ADP implementation: Implementation of ADP is not satisfactory in recent years. Monthly implementation trend suggests that only 66.73 per cent might be implemented while yearly trend suggests that about 88.35 per cent of ADP allocation might be implemented by the end of the current fiscal.
Real sectors: Agriculture: Decline in subsidy on agriculture in the current fiscal might bubble up the cost of agriculture production for which food security might be at stake. The subsidy in agriculture sector in FY 2011-12 is targeted at Tk 45000 million that is 21.04 per cent less than that of FY 2010-11 when the amount of subsidy was Tk 57000 million.
Industry: The Unnayan Onneshan has observed that Bangladesh is in the process of transmission from a predominantly agrarian economy to an industrial economy. The present government is promised to increase the contribution of industrial sector in GDP from 30.33% in FY 2010-11 to 40% by the calendar year, 2021. According to the business-as-usual scenario, in FY 2011-12, total growth rate of manufacturing sector might be 9.76%, while that of small and cottage industry and medium and large industry might be 7.36%, and 10.76% respectively.
Power: The report has further highlighted that energy and power need to act as a key catalyst in helping Bangladesh to boost its agriculture, industry and socio-economic advancement. Subsidy has increased to Tk 52,000 million in FY 2011-12 compared to Tk 42,000 million in FY 2010-11. If the cost of electricity and fuel price at the international level remains the same, the oil subsidy bill might reach to more than Tk 2,00,000 million by the end of the FY 2011-12.

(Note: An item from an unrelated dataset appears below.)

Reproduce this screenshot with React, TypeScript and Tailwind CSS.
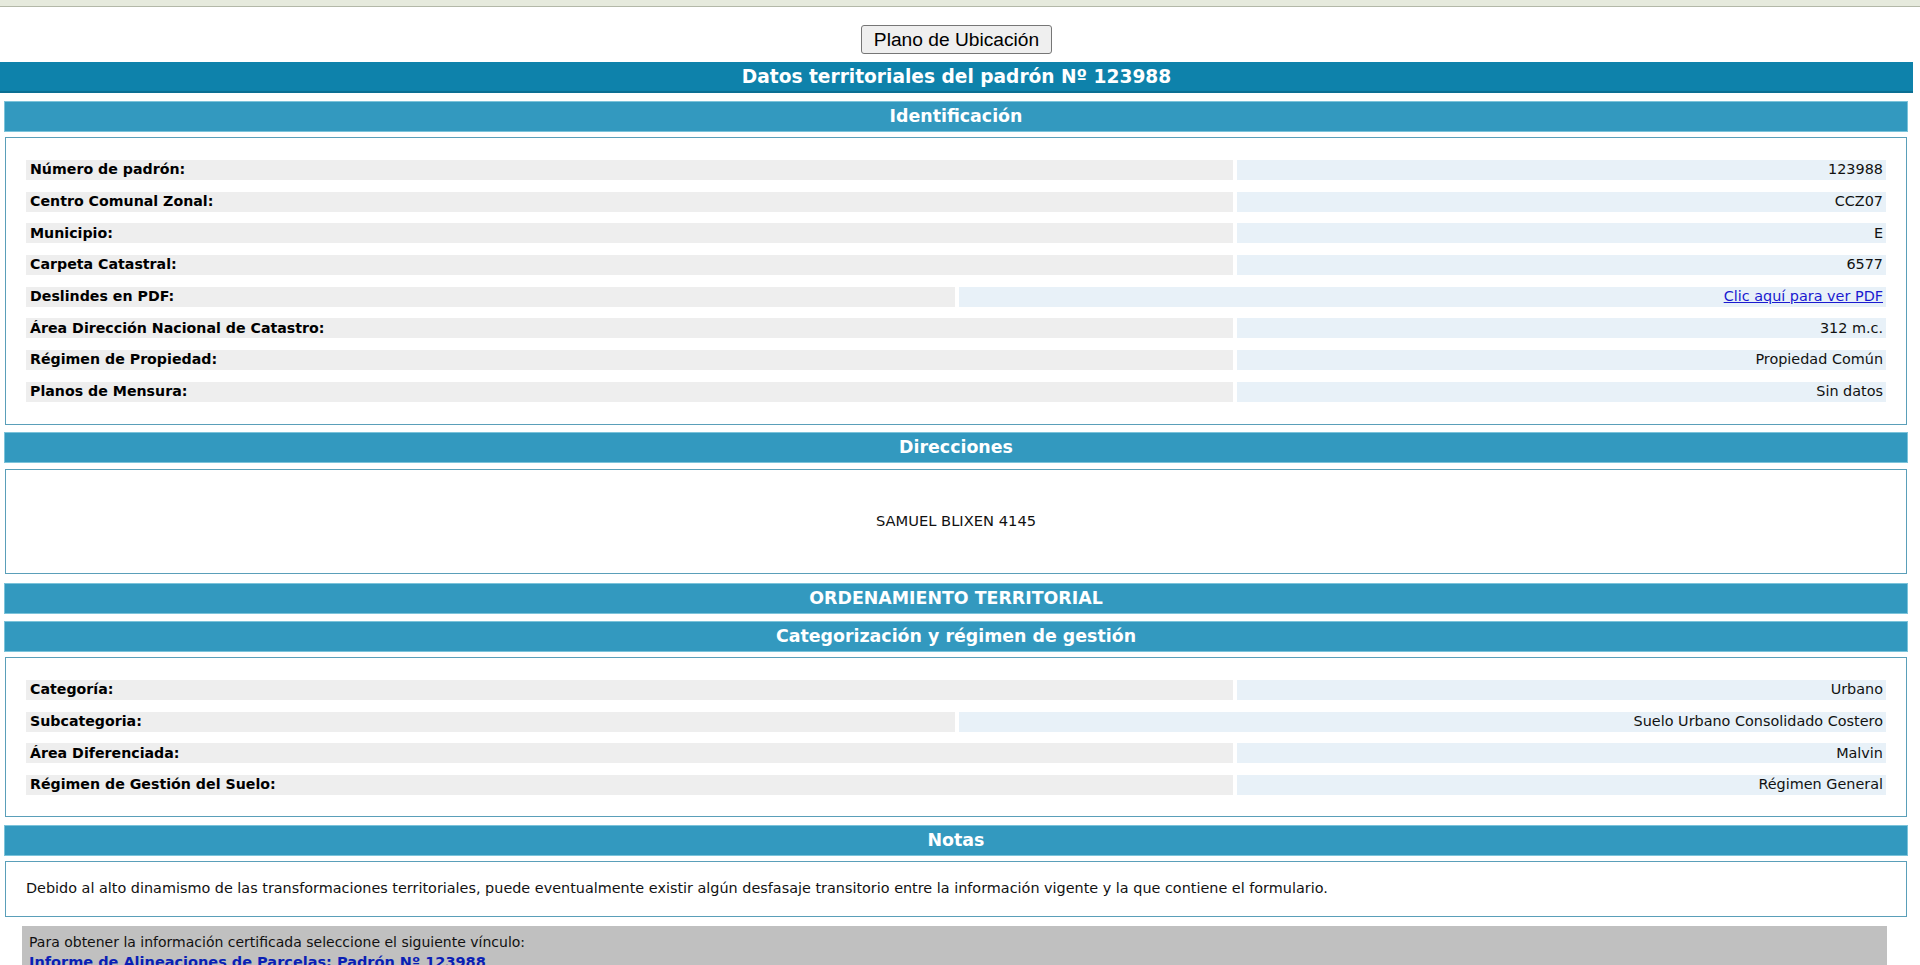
import React from 'react';

type Row = { label: string; value: string; link?: boolean; half?: boolean };

const identificacion: Row[] = [
  { label: 'Número de padrón:', value: '123988' },
  { label: 'Centro Comunal Zonal:', value: 'CCZ07' },
  { label: 'Municipio:', value: 'E' },
  { label: 'Carpeta Catastral:', value: '6577' },
  { label: 'Deslindes en PDF:', value: 'Clic aquí para ver PDF', link: true, half: true },
  { label: 'Área Dirección Nacional de Catastro:', value: '312 m.c.' },
  { label: 'Régimen de Propiedad:', value: 'Propiedad Común' },
  { label: 'Planos de Mensura:', value: 'Sin datos' },
];

const categorizacion: Row[] = [
  { label: 'Categoría:', value: 'Urbano' },
  { label: 'Subcategoria:', value: 'Suelo Urbano Consolidado Costero', half: true },
  { label: 'Área Diferenciada:', value: 'Malvin' },
  { label: 'Régimen de Gestión del Suelo:', value: 'Régimen General' },
];

function SectionHeader({ title, className = '' }: { title: string; className?: string }) {
  return (
    <div
      className={`ml-[4px] mr-[5px] h-[31px] flex items-center justify-center bg-[#3399bf] border border-[#7cc3da] text-white font-bold text-[17.4px] ${className}`}
    >
      {title}
    </div>
  );
}

function DataRows({ rows }: { rows: Row[] }) {
  return (
    <div className="flex flex-col gap-[11.7px]">
      {rows.map((r) => (
        <div key={r.label} className="flex h-[20px] gap-[4px]">
          <div
            className={`${r.half ? 'w-[929px]' : 'w-[1207px]'} shrink-0 bg-[#eeeeee] pl-[4px] flex items-center font-bold text-[14.2px] text-black`}
          >
            {r.label}
          </div>
          <div className="flex-1 bg-[#e8f1f8] pr-[3px] flex items-center justify-end text-[14.4px] text-[#111]">
            {r.link ? (
              <a href="#" className="text-[#1a1ad0] underline">
                {r.value}
              </a>
            ) : (
              r.value
            )}
          </div>
        </div>
      ))}
    </div>
  );
}

function Box({ children, className = '' }: { children: React.ReactNode; className?: string }) {
  return (
    <div className={`ml-[5px] mr-[6px] border border-[#5a9fb9] bg-white ${className}`}>{children}</div>
  );
}

export default function App() {
  return (
    <div className="min-h-screen bg-white text-[14.4px] text-black" style={{ fontFamily: '"DejaVu Sans", Verdana, sans-serif' }}>
      <div className="h-[7px] bg-[#e6eadd] border-b border-[#b3b8a8]" />

      <div className="w-[1913px]">
        <div className="flex justify-center pt-[18px] pb-[8px]">
          <button
            type="button"
            className="h-[29px] px-[12px] bg-[#efefef] border border-[#767676] rounded-[3px] text-[19.2px] text-black leading-none"
            style={{ fontFamily: '"Liberation Sans", Arial, sans-serif' }}
          >
            Plano de Ubicación
          </button>
        </div>

        <div className="h-[31px] flex items-center justify-center bg-[#0e82ab] border-b-2 border-[#0b6f93] text-white font-bold text-[18.6px]">
          Datos territoriales del padrón Nº 123988
        </div>

        <SectionHeader title="Identificación" className="mt-[8px]" />
        <Box className="mt-[5px] h-[288px] pt-[22px] pl-[20px] pr-[20px]">
          <DataRows rows={identificacion} />
        </Box>

        <SectionHeader title="Direcciones" className="mt-[7px]" />
        <Box className="mt-[6px] h-[105px] flex items-center justify-center">
          <span className="text-[14.7px] text-[#111]">SAMUEL BLIXEN 4145</span>
        </Box>

        <SectionHeader title="ORDENAMIENTO TERRITORIAL" className="mt-[9px]" />
        <SectionHeader title="Categorización y régimen de gestión" className="mt-[7px]" />
        <Box className="mt-[5px] h-[160px] pt-[22px] pl-[20px] pr-[20px]">
          <DataRows rows={categorizacion} />
        </Box>

        <SectionHeader title="Notas" className="mt-[8px]" />
        <Box className="mt-[5px] h-[56px] flex items-center pl-[20px]">
          <span className="text-[#111]">
            Debido al alto dinamismo de las transformaciones territoriales, puede eventualmente existir algún desfasaje transitorio entre la información vigente y la que contiene el formulario.
          </span>
        </Box>

        <div className="mt-[9px] ml-[22px] mr-[26px] bg-[#c0c0c0] pt-[7px] pb-[8px] pl-[7px] leading-[19.5px]">
          <div className="text-[14px] text-[#111]">Para obtener la información certificada seleccione el siguiente vínculo:</div>
          <a href="#" className="font-bold text-[14.5px] text-[#0b1fb5] underline">
            Informe de Alineaciones de Parcelas: Padrón Nº 123988
          </a>
        </div>
      </div>
    </div>
  );
}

Social sector: The Bangladesh Economic Update has focused on the overall allocation for social sectors. It has declined in FY 2011-12. The grave concern is health where the total allocation of ADP has come down to one-third compared to that of the previous fiscal year. The growth of education is increasing but with a decreasing rate. Allocation on gender has witnessed an increased amount in volume; however, proper implementation is a matter of concern, considering the trends of previous fiscal years.